(Stated exercise) Could the lines from the start of the data through the line with "text-decoration: none;" be set down exactly, with no pictures among them?

[start]

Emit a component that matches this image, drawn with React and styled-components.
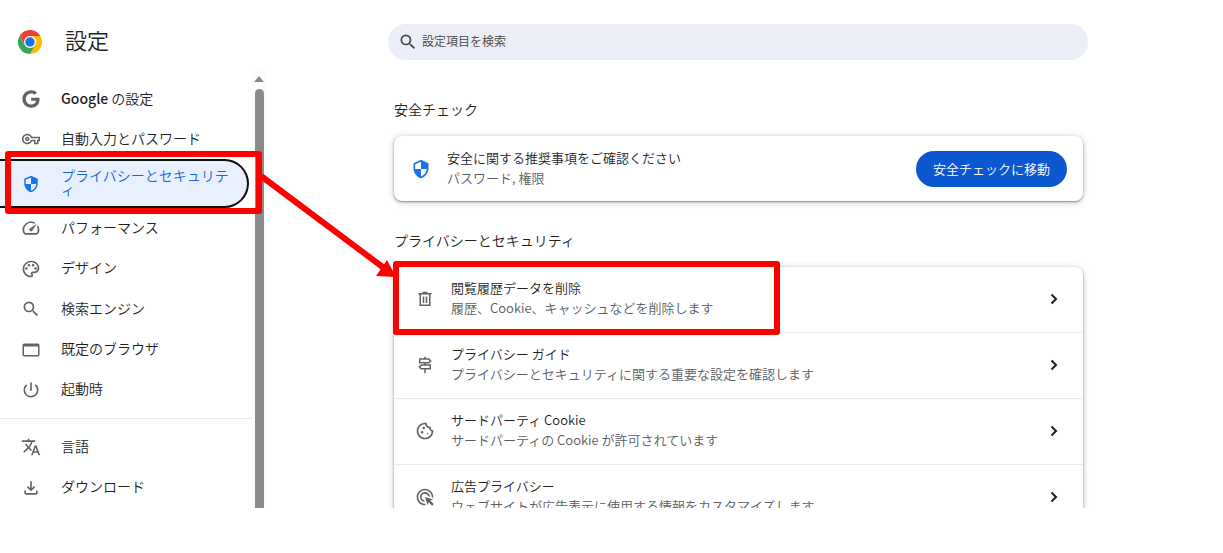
import React, { useState } from 'react';
import styled, { createGlobalStyle, css } from 'styled-components';
import { FaGoogle } from 'react-icons/fa';
import {
  MdAdsClick,
  MdOutlineCookie,
  MdOutlineFileDownload,
  MdOutlinePalette,
  MdOutlineVpnKey,
  MdPowerSettingsNew,
  MdSearch,
  MdSpeed,
  MdTranslate,
} from 'react-icons/md';

const GlobalStyle = createGlobalStyle`
  * {
    box-sizing: border-box;
  }

  body {
    margin: 0;
    background: #fff;
    color: #1f1f1f;
    font-family: 'Noto Sans CJK JP', 'Noto Sans', sans-serif;
    font-size: 14px;
    font-weight: 350;
  }

  button, input {
    font-family: inherit;
    font-weight: inherit;
  }
`;

const Page = styled.div`
  position: relative;
  display: flex;
  height: calc(100vh - 45px);
  overflow: hidden;
`;

const Sidebar = styled.aside`
  display: flex;
  flex-direction: column;
  flex: 0 0 266px;
`;

const Brand = styled.header`
  display: flex;
  align-items: center;
  gap: 23px;
  height: 70px;
  padding: 14px 18px 0;
`;

const Title = styled.h1`
  margin: 0;
  padding-bottom: 6px;
  font-size: 22px;
  line-height: 32px;
  font-weight: inherit;
`;

const MenuArea = styled.div`
  display: flex;
  flex: 1;
  min-height: 0;
`;

const Menu = styled.nav`
  display: flex;
  flex: 1;
  flex-direction: column;
  padding-top: 9px;
`;

const MenuItem = styled.div`
  position: relative;
  display: flex;
  flex: 1 0 auto;
  min-height: 40px;
  margin-right: 3px;

  ${({ $active }) => $active && css`
    flex-grow: 0;
    height: 49px;
  `}
`;

const IconSlot = styled.span`
  display: flex;
  flex: 0 0 20px;
  justify-content: center;
  color: ${({ $active }) => ($active ? '#1a73e8' : '#5f6368')};
`;

const MenuLink = styled.a`
  display: flex;
  flex: 1;
  align-items: center;
  gap: 20px;
  padding: 0 14px 0 21px;
  border: 2px solid transparent;
  border-left: 0;
  border-radius: 0 25px 25px 0;
  color: #1f1f1f;
  line-height: 14px;
  text-decoration: none;

  ${({ $active }) => $active && css`
    border-color: #101010;
    background: #e8f0fe;
    color: #1967d2;
  `}
`;

const MenuLabel = styled.span`
  padding-bottom: 3px;
`;

const Strong = styled.span`
  font-weight: 500;
`;

const MenuDivider = styled.hr`
  width: 100%;
  margin: 8px 0;
  border: 0;
  border-top: 1px solid #e9eaec;
`;

const Scrollbar = styled.div`
  display: flex;
  flex: 0 0 14px;
  flex-direction: column;
  align-items: center;
  gap: 7px;
  padding-top: 6px;
  background: #fcfcfc;
`;

const ScrollArrow = styled.span`
  border: 5px solid transparent;
  border-top: 0;
  border-bottom: 6px solid #8b8b8b;
`;

const ScrollThumb = styled.span`
  flex: 1;
  width: 9px;
  border-radius: 5px 5px 0 0;
  background: #8b8b8b;
`;

const Main = styled.main`
  flex: 1;
  padding: 24px 20px 0 7px;
`;

const Column = styled.div`
  max-width: 700px;
  margin: 0 auto;
`;

const SearchBox = styled.label`
  display: flex;
  align-items: center;
  gap: 4px;
  height: 36px;
  padding: 0 10px;
  border-radius: 18px;
  background: #ebeef7;
  color: #474747;
`;

const SearchInput = styled.input`
  flex: 1;
  padding: 0 0 3px;
  border: 0;
  outline: 0;
  background: transparent;
  color: #1f1f1f;
  font-size: 12px;

  &::placeholder {
    color: #474747;
    opacity: 1;
  }
`;

const Section = styled.section`
  padding: 0 5px 0 6px;
`;

const SectionTitle = styled.h2`
  margin: 0;
  padding: ${({ $first }) => ($first ? '39px' : '29px')} 0 17px;
  font-size: 14px;
  line-height: 20px;
  font-weight: inherit;
`;

const Card = styled.div`
  border-radius: 8px;
  background: #fff;
  box-shadow: 0 1px 2px rgba(0, 0, 0, 0.4), 0 1px 6px 1px rgba(0, 0, 0, 0.16);
`;

const SafetyCard = styled(Card)`
  display: flex;
  align-items: center;
  gap: 16px;
  height: 65px;
  padding: 0 16px 0 17px;
`;

const Texts = styled.span`
  display: flex;
  flex: 1;
  flex-direction: column;
  padding-bottom: 2px;
  font-size: 13px;
  line-height: 20px;
  text-align: left;
`;

const SubText = styled.span`
  color: #5a5d61;
`;

const PrimaryButton = styled.button`
  height: 36px;
  padding: 0 17px 1px;
  border: 0;
  border-radius: 18px;
  background: #0b57d0;
  color: #fff;
  font-size: 13px;
  cursor: pointer;
`;

const RowItem = styled.div`
  position: relative;

  & + & {
    border-top: 1px solid #ececee;
  }
`;

const RowButton = styled.button`
  display: flex;
  align-items: center;
  gap: 16px;
  width: 100%;
  height: 65px;
  padding: 0 20px 2px 21px;
  border: 0;
  background: transparent;
  color: #1f1f1f;
  cursor: pointer;
`;

// Red frame laid over the element being pointed out
const Highlight = styled.span`
  position: absolute;
  z-index: 2;
  inset: ${({ $inset }) => $inset};
  width: ${({ $width }) => $width || 'auto'};
  border: 6px solid #f00;
  border-radius: 3px;
  pointer-events: none;
`;

const Arrow = styled.svg`
  position: absolute;
  top: 168px;
  left: 258px;
  z-index: 3;
  pointer-events: none;
`;

const ChromeLogo = () => (
  <svg width="24" height="24" viewBox="0 0 48 48" aria-hidden="true">
    <path fill="#fbbc04" d="M24 12H44.8A24 24 0 0 1 24 48L34.4 30Z" />
    <path fill="#34a853" d="M34.4 30 24 48A24 24 0 0 1 3.2 12L13.6 30Z" />
    <path fill="#ea4335" d="M3.2 12 13.6 30 24 24V12H44.8A24 24 0 0 0 3.2 12Z" />
    <circle cx="24" cy="24" r="12" fill="#fff" />
    <circle cx="24" cy="24" r="9.5" fill="#1a73e8" />
  </svg>
);

const ShieldIcon = ({ size }) => (
  <svg width={size} height={size} viewBox="0 0 24 24" fill="currentColor" aria-hidden="true">
    <path d="M12 1 3 5v6c0 5.55 3.84 10.74 9 12 5.16-1.26 9-6.45 9-12V5l-9-4zm0 10.99h7c-.53 4.12-3.28 7.79-7 8.94V12H5V6.3l7-3.11v8.8z" />
  </svg>
);

const WindowIcon = () => (
  <svg width="18" height="18" viewBox="0 0 18 18" fill="none" stroke="currentColor" strokeWidth="1.5" aria-hidden="true">
    <rect x="1.250" y="3.250" width="15.500" height="11.500" rx="1" />
    <path strokeWidth="2" d="M1 4.500h16" />
  </svg>
);

const TrashIcon = () => (
  <svg width="18" height="18" viewBox="0 0 18 18" fill="none" stroke="currentColor" strokeWidth="1.5" aria-hidden="true">
    <path d="M2.500 3.750h13M6.500 2.500h5M4.250 4v11.250h9.500V4M7.500 6.500v6.500M10.500 6.500v6.500" />
  </svg>
);

const SignpostIcon = () => (
  <svg width="18" height="18" viewBox="0 0 24 24" fill="none" stroke="currentColor" strokeWidth="2" aria-hidden="true">
    <path d="M12 1v3M12 9v3M12 17v6M5 4h12l2.500 2.500-2.500 2.500H5zM19 12H7l-2.500 2.500 2.500 2.500h12z" />
  </svg>
);

const ChevronIcon = () => (
  <svg width="18" height="18" viewBox="0 0 18 18" fill="none" stroke="currentColor" strokeWidth="2" aria-hidden="true">
    <path d="m6.500 4.500 4.500 4.500-4.500 4.500" />
  </svg>
);

const menuItems = [
  { id: 'google', icon: FaGoogle, size: 18, label: <><Strong>Google</Strong> の設定</> },
  { id: 'autofill', icon: MdOutlineVpnKey, size: 18, label: '自動入力とパスワード' },
  { id: 'privacy', icon: ShieldIcon, size: 18, label: 'プライバシーとセキュリティ' },
  { id: 'performance', icon: MdSpeed, size: 20, label: 'パフォーマンス' },
  { id: 'appearance', icon: MdOutlinePalette, size: 20, label: 'デザイン' },
  { id: 'search', icon: MdSearch, size: 20, label: '検索エンジン' },
  { id: 'browser', icon: WindowIcon, size: 18, label: '既定のブラウザ' },
  { id: 'startup', icon: MdPowerSettingsNew, size: 20, label: '起動時' },
  { id: 'languages', icon: MdTranslate, size: 20, label: '言語', divider: true },
  { id: 'downloads', icon: MdOutlineFileDownload, size: 20, label: 'ダウンロード' },
];

const privacyRows = [
  {
    icon: TrashIcon,
    title: '閲覧履歴データを削除',
    text: '履歴、Cookie、キャッシュなどを削除します',
    highlight: true,
  },
  {
    icon: SignpostIcon,
    title: 'プライバシー ガイド',
    text: 'プライバシーとセキュリティに関する重要な設定を確認します',
  },
  {
    icon: MdOutlineCookie,
    title: 'サードパーティ Cookie',
    text: 'サードパーティの Cookie が許可されています',
  },
  {
    icon: MdAdsClick,
    title: '広告プライバシー',
    text: 'ウェブサイトが広告表示に使用する情報をカスタマイズします',
  },
];

const App = () => {
  const [query, setQuery] = useState('');

  return (
    <>
      <GlobalStyle />
      <Page>
        <Sidebar>
          <Brand>
            <ChromeLogo />
            <Title>設定</Title>
          </Brand>
          <MenuArea>
            <Menu>
              {menuItems.map(({ id, icon: Icon, size, label, divider }) => {
                const active = id === 'privacy';
                return (
                  <React.Fragment key={id}>
                    {divider && <MenuDivider />}
                    <MenuItem $active={active}>
                      <MenuLink href={`#${id}`} $active={active}>
                        <IconSlot $active={active}>
                          <Icon size={size} />
                        </IconSlot>
                        <MenuLabel>{label}</MenuLabel>
                      </MenuLink>
                      {active && <Highlight $inset="-8px -13px -6px 5px" />}
                    </MenuItem>
                  </React.Fragment>
                );
              })}
            </Menu>
            <Scrollbar>
              <ScrollArrow />
              <ScrollThumb />
            </Scrollbar>
          </MenuArea>
        </Sidebar>

        <Main>
          <Column>
            <SearchBox>
              <MdSearch size={20} />
              <SearchInput
                type="text"
                aria-label="設定項目を検索"
                placeholder="設定項目を検索"
                value={query}
                onChange={(e) => setQuery(e.target.value)}
              />
            </SearchBox>

            <Section>
              <SectionTitle $first>安全チェック</SectionTitle>
              <SafetyCard>
                <IconSlot $active>
                  <ShieldIcon size={20} />
                </IconSlot>
                <Texts>
                  <span>安全に関する推奨事項をご確認ください</span>
                  <SubText>パスワード, 権限</SubText>
                </Texts>
                <PrimaryButton type="button">安全チェックに移動</PrimaryButton>
              </SafetyCard>
            </Section>

            <Section>
              <SectionTitle>プライバシーとセキュリティ</SectionTitle>
              <Card>
                {privacyRows.map(({ icon: Icon, title, text, highlight }) => (
                  <RowItem key={title}>
                    <RowButton type="button">
                      <IconSlot>
                        <Icon size={20} />
                      </IconSlot>
                      <Texts>
                        <span>{title}</span>
                        <SubText>{text}</SubText>
                      </Texts>
                      <ChevronIcon />
                    </RowButton>
                    {highlight && <Highlight $inset="-6px auto -3px -1px" $width="387px" />}
                  </RowItem>
                ))}
              </Card>
            </Section>
          </Column>
        </Main>

        <Arrow width="140" height="112" viewBox="0 0 140 112" aria-hidden="true">
          <path d="M3 8 126 100" stroke="#f00" strokeWidth="6" />
          <path d="M138 109 118 108 129 92Z" fill="#f00" />
        </Arrow>
      </Page>
    </>
  );
};

export default App;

[end]

(Response to this task)
Emit a component that matches this image, drawn with React and styled-components.
import React, { useState } from 'react';
import styled, { createGlobalStyle, css } from 'styled-components';
import { FaGoogle } from 'react-icons/fa';
import {
  MdAdsClick,
  MdOutlineCookie,
  MdOutlineFileDownload,
  MdOutlinePalette,
  MdOutlineVpnKey,
  MdPowerSettingsNew,
  MdSearch,
  MdSpeed,
  MdTranslate,
} from 'react-icons/md';

const GlobalStyle = createGlobalStyle`
  * {
    box-sizing: border-box;
  }

  body {
    margin: 0;
    background: #fff;
    color: #1f1f1f;
    font-family: 'Noto Sans CJK JP', 'Noto Sans', sans-serif;
    font-size: 14px;
    font-weight: 350;
  }

  button, input {
    font-family: inherit;
    font-weight: inherit;
  }
`;

const Page = styled.div`
  position: relative;
  display: flex;
  height: calc(100vh - 45px);
  overflow: hidden;
`;

const Sidebar = styled.aside`
  display: flex;
  flex-direction: column;
  flex: 0 0 266px;
`;

const Brand = styled.header`
  display: flex;
  align-items: center;
  gap: 23px;
  height: 70px;
  padding: 14px 18px 0;
`;

const Title = styled.h1`
  margin: 0;
  padding-bottom: 6px;
  font-size: 22px;
  line-height: 32px;
  font-weight: inherit;
`;

const MenuArea = styled.div`
  display: flex;
  flex: 1;
  min-height: 0;
`;

const Menu = styled.nav`
  display: flex;
  flex: 1;
  flex-direction: column;
  padding-top: 9px;
`;

const MenuItem = styled.div`
  position: relative;
  display: flex;
  flex: 1 0 auto;
  min-height: 40px;
  margin-right: 3px;

  ${({ $active }) => $active && css`
    flex-grow: 0;
    height: 49px;
  `}
`;

const IconSlot = styled.span`
  display: flex;
  flex: 0 0 20px;
  justify-content: center;
  color: ${({ $active }) => ($active ? '#1a73e8' : '#5f6368')};
`;

const MenuLink = styled.a`
  display: flex;
  flex: 1;
  align-items: center;
  gap: 20px;
  padding: 0 14px 0 21px;
  border: 2px solid transparent;
  border-left: 0;
  border-radius: 0 25px 25px 0;
  color: #1f1f1f;
  line-height: 14px;
  text-decoration: none;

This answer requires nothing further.